_Recorded data_
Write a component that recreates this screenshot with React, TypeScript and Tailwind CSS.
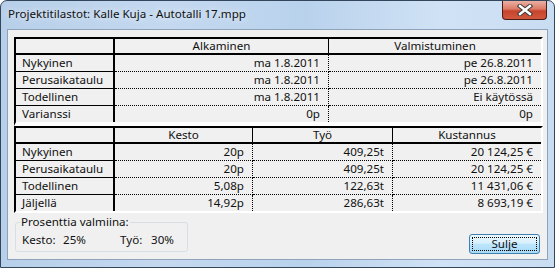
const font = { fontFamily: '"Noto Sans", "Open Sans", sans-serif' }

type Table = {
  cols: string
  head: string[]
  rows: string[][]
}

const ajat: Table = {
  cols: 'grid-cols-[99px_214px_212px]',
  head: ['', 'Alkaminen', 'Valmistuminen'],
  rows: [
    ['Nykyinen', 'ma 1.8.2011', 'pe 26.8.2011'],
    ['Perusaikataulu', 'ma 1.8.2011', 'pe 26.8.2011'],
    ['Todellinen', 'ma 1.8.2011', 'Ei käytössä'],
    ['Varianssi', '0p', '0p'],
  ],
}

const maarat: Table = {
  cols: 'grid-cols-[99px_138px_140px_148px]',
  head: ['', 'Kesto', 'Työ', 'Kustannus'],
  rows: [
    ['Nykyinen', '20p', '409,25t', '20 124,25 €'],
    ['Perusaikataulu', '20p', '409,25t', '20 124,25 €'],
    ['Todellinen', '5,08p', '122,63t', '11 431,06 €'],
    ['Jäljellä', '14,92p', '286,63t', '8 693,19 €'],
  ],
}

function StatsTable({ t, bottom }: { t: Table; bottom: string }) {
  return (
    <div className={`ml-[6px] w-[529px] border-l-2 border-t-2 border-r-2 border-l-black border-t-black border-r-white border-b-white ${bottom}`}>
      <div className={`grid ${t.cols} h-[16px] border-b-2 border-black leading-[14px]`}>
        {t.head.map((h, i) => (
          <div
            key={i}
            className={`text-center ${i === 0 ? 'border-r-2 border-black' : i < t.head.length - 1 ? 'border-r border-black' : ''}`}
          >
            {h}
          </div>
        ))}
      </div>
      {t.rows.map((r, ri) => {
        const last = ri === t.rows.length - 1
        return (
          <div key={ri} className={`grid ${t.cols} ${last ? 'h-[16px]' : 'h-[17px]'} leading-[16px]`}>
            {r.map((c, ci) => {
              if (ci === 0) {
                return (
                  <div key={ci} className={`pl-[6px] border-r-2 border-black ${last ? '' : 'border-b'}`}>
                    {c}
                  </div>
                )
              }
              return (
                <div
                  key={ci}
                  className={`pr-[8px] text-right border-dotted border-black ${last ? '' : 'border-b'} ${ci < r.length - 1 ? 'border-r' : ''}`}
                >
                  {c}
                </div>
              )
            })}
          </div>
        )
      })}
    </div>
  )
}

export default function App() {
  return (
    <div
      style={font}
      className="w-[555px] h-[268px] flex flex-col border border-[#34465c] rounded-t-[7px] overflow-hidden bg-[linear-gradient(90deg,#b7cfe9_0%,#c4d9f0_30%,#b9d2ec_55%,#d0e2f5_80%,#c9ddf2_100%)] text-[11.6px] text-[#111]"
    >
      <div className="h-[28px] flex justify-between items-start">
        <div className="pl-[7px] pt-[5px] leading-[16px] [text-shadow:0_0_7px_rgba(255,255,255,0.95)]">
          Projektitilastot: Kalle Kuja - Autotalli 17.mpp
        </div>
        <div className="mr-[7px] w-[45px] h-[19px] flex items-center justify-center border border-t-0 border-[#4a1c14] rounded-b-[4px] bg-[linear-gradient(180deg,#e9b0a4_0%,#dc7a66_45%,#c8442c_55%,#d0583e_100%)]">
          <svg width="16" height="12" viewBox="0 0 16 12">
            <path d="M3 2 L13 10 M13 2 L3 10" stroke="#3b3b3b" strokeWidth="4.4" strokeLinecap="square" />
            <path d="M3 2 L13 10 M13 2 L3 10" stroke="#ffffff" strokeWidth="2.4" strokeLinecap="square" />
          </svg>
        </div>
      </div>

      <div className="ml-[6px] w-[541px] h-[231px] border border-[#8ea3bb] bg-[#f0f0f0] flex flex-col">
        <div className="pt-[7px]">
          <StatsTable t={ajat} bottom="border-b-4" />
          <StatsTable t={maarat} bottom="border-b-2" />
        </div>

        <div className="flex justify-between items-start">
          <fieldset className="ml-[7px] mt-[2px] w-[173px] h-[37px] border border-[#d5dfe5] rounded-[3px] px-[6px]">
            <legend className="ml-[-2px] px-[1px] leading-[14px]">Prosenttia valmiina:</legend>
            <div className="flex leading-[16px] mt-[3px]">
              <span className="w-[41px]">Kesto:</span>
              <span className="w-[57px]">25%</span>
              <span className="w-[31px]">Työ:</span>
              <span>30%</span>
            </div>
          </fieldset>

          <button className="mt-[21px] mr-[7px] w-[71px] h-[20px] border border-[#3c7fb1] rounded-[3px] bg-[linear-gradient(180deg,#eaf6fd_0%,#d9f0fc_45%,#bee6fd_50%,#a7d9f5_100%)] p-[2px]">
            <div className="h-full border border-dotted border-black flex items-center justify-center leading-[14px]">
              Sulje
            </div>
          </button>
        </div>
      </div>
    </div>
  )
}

_Set exercise_
Reproduce every line exactly and omit all pictures.

_Written response_
Write a component that recreates this screenshot with React, TypeScript and Tailwind CSS.
const font = { fontFamily: '"Noto Sans", "Open Sans", sans-serif' }

type Table = {
  cols: string
  head: string[]
  rows: string[][]
}

const ajat: Table = {
  cols: 'grid-cols-[99px_214px_212px]',
  head: ['', 'Alkaminen', 'Valmistuminen'],
  rows: [
    ['Nykyinen', 'ma 1.8.2011', 'pe 26.8.2011'],
    ['Perusaikataulu', 'ma 1.8.2011', 'pe 26.8.2011'],
    ['Todellinen', 'ma 1.8.2011', 'Ei käytössä'],
    ['Varianssi', '0p', '0p'],
  ],
}

const maarat: Table = {
  cols: 'grid-cols-[99px_138px_140px_148px]',
  head: ['', 'Kesto', 'Työ', 'Kustannus'],
  rows: [
    ['Nykyinen', '20p', '409,25t', '20 124,25 €'],
    ['Perusaikataulu', '20p', '409,25t', '20 124,25 €'],
    ['Todellinen', '5,08p', '122,63t', '11 431,06 €'],
    ['Jäljellä', '14,92p', '286,63t', '8 693,19 €'],
  ],
}

function StatsTable({ t, bottom }: { t: Table; bottom: string }) {
  return (
    <div className={`ml-[6px] w-[529px] border-l-2 border-t-2 border-r-2 border-l-black border-t-black border-r-white border-b-white ${bottom}`}>
      <div className={`grid ${t.cols} h-[16px] border-b-2 border-black leading-[14px]`}>
        {t.head.map((h, i) => (
          <div
            key={i}
            className={`text-center ${i === 0 ? 'border-r-2 border-black' : i < t.head.length - 1 ? 'border-r border-black' : ''}`}
          >
            {h}
          </div>
        ))}
      </div>
      {t.rows.map((r, ri) => {
        const last = ri === t.rows.length - 1
        return (
          <div key={ri} className={`grid ${t.cols} ${last ? 'h-[16px]' : 'h-[17px]'} leading-[16px]`}>
            {r.map((c, ci) => {
              if (ci === 0) {
                return (
                  <div key={ci} className={`pl-[6px] border-r-2 border-black ${last ? '' : 'border-b'}`}>
                    {c}
                  </div>
                )
              }
              return (
                <div
                  key={ci}
                  className={`pr-[8px] text-right border-dotted border-black ${last ? '' : 'border-b'} ${ci < r.length - 1 ? 'border-r' : ''}`}
                >
                  {c}
                </div>
              )
            })}
          </div>
        )
      })}
    </div>
  )
}

export default function App() {
  return (
    <div
      style={font}
      className="w-[555px] h-[268px] flex flex-col border border-[#34465c] rounded-t-[7px] overflow-hidden bg-[linear-gradient(90deg,#b7cfe9_0%,#c4d9f0_30%,#b9d2ec_55%,#d0e2f5_80%,#c9ddf2_100%)] text-[11.6px] text-[#111]"
    >
      <div className="h-[28px] flex justify-between items-start">
        <div className="pl-[7px] pt-[5px] leading-[16px] [text-shadow:0_0_7px_rgba(255,255,255,0.95)]">
          Projektitilastot: Kalle Kuja - Autotalli 17.mpp
        </div>
        <div className="mr-[7px] w-[45px] h-[19px] flex items-center justify-center border border-t-0 border-[#4a1c14] rounded-b-[4px] bg-[linear-gradient(180deg,#e9b0a4_0%,#dc7a66_45%,#c8442c_55%,#d0583e_100%)]">
          <svg width="16" height="12" viewBox="0 0 16 12">
            <path d="M3 2 L13 10 M13 2 L3 10" stroke="#3b3b3b" strokeWidth="4.4" strokeLinecap="square" />
            <path d="M3 2 L13 10 M13 2 L3 10" stroke="#ffffff" strokeWidth="2.4" strokeLinecap="square" />
          </svg>
        </div>
      </div>

      <div className="ml-[6px] w-[541px] h-[231px] border border-[#8ea3bb] bg-[#f0f0f0] flex flex-col">
        <div className="pt-[7px]">
          <StatsTable t={ajat} bottom="border-b-4" />
          <StatsTable t={maarat} bottom="border-b-2" />
        </div>

        <div className="flex justify-between items-start">
          <fieldset className="ml-[7px] mt-[2px] w-[173px] h-[37px] border border-[#d5dfe5] rounded-[3px] px-[6px]">
            <legend className="ml-[-2px] px-[1px] leading-[14px]">Prosenttia valmiina:</legend>
            <div className="flex leading-[16px] mt-[3px]">
              <span className="w-[41px]">Kesto:</span>
              <span className="w-[57px]">25%</span>
              <span className="w-[31px]">Työ:</span>
              <span>30%</span>
            </div>
          </fieldset>

          <button className="mt-[21px] mr-[7px] w-[71px] h-[20px] border border-[#3c7fb1] rounded-[3px] bg-[linear-gradient(180deg,#eaf6fd_0%,#d9f0fc_45%,#bee6fd_50%,#a7d9f5_100%)] p-[2px]">
            <div className="h-full border border-dotted border-black flex items-center justify-center leading-[14px]">
              Sulje
            </div>
          </button>
        </div>
      </div>
    </div>
  )
}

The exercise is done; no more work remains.